森を眺めながら入浴できるバスルーム。ホワイトシダーのやさしい香りが心地よい

リゾートの楽しさ、豊かさを広げる
『シーダーヴィラ』セカンドステージ

 当初の予定では、今春から宿泊営業をスタートするつもりだったが、まだ仕事の区切りがつかないことから、今年は同窓生や知人に限定したプレ営業に留めていると橋本さん。新型コロナ対策としてリモートワークにも活用しているとのこと。
 また、新たな試みとして企業の経営者の集いを開催したところ、自由闊達に意見が飛び交うとても有意義なミーティングになったという。森のマイナスイオンで頭がクリアになるのか、リラックスした雰囲気の中で伸びやかに意見交換できるようだ。

燦々と光が降り注ぐダイニングルーム。ミーティングの場としても活用できる

木洩れ陽とそよ風が心地良いウッドデッキ。ティータイムやバーベキューなどが楽しめる

 今後は、箏奏者の竹田和子さんと尺八奏者の山田典山さんを中心とする『アンサンブル・リベルタ』のミニコンサートも定期開催する予定。箏と尺八に、バイオリンやコントラバス、フルート、シンセサイザー、パーカッションなどをリベルタ(自由)の名の如く自由に組み合わせる和洋楽器アンサンブル。伝統的な邦楽から、クラシック、ラテン、映画音楽、ポップスなど様々なジャンルの音楽をアレンジし、楽しく心地よい音楽を目指して活動している。

プロの演奏を間近で聴くことができるミニコンサート。演奏者と観客とのコミュニケーションが、音楽の輪を広げてくれる

日本の伝統楽器と西洋楽器とのコラボ・セッションを楽しむ「アンサンブル・リベルタ」。
7月下旬のミニコンサートでは、箏の竹田和子さん(左)、尺八の山田典山さん(中)、ヴァイオリンの伊藤実知子さん(右)が、
既存の枠を超えた心弾む演奏を披露してくれた

 今年の7月下旬に『シーダーヴィラ』でプレ開催されたミニコンサートでは、箏、尺八、バイオリンのトリオが、バッハからビートルズ、映画音楽、70年代の歌謡曲やフォークソングなど懐かしいメロディーを演奏した。曲が進むにつれ客席と演奏者が一体となり、吹抜のリビングは笑顔で満たされた。

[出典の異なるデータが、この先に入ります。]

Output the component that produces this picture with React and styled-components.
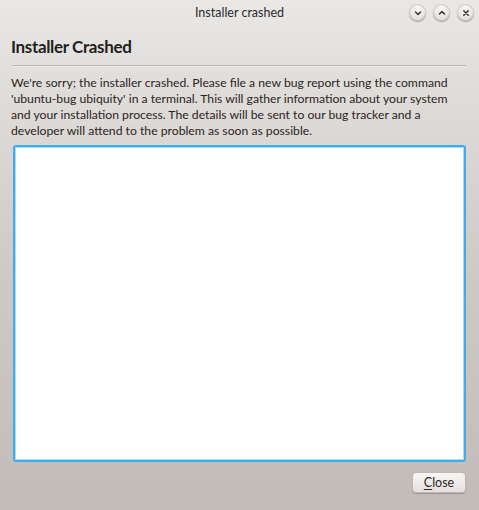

広大な吹抜空間のリビングルームの響きは、まるで音楽ホールのようだ

 橋本さんの「清々しい蓼科高原の自然に包まれた『シーダーヴィラ』で新たなリゾート文化を発信していきたい」との熱い想い。その想いに共感してくれる仲間たちが皆でウッドデッキのペンキ塗りをしてくれたり、椅子を直してくれたり、『シーダーヴィラ』を自分の家のように愛して協力してくれているという。

橋本さんの熱い想いに共感し「シーダーヴィラ」を盛り上げてくれる仲間の皆さん。
これからの蓼科に新風を吹き込んでくれるはず

 一日一組だけのお客様に、ご家族だけで、お友達同士で味わっていただく特別な時間、リゾート会議や研修、オーナーが気軽に参加できる音楽の集い…。来たるべきオープンに向けてプランを着々と練っている橋本さん。美しい四季の彩りの中で繰り広げられていく『シーダーヴィラ』のセカンドステージに期待が膨らむ。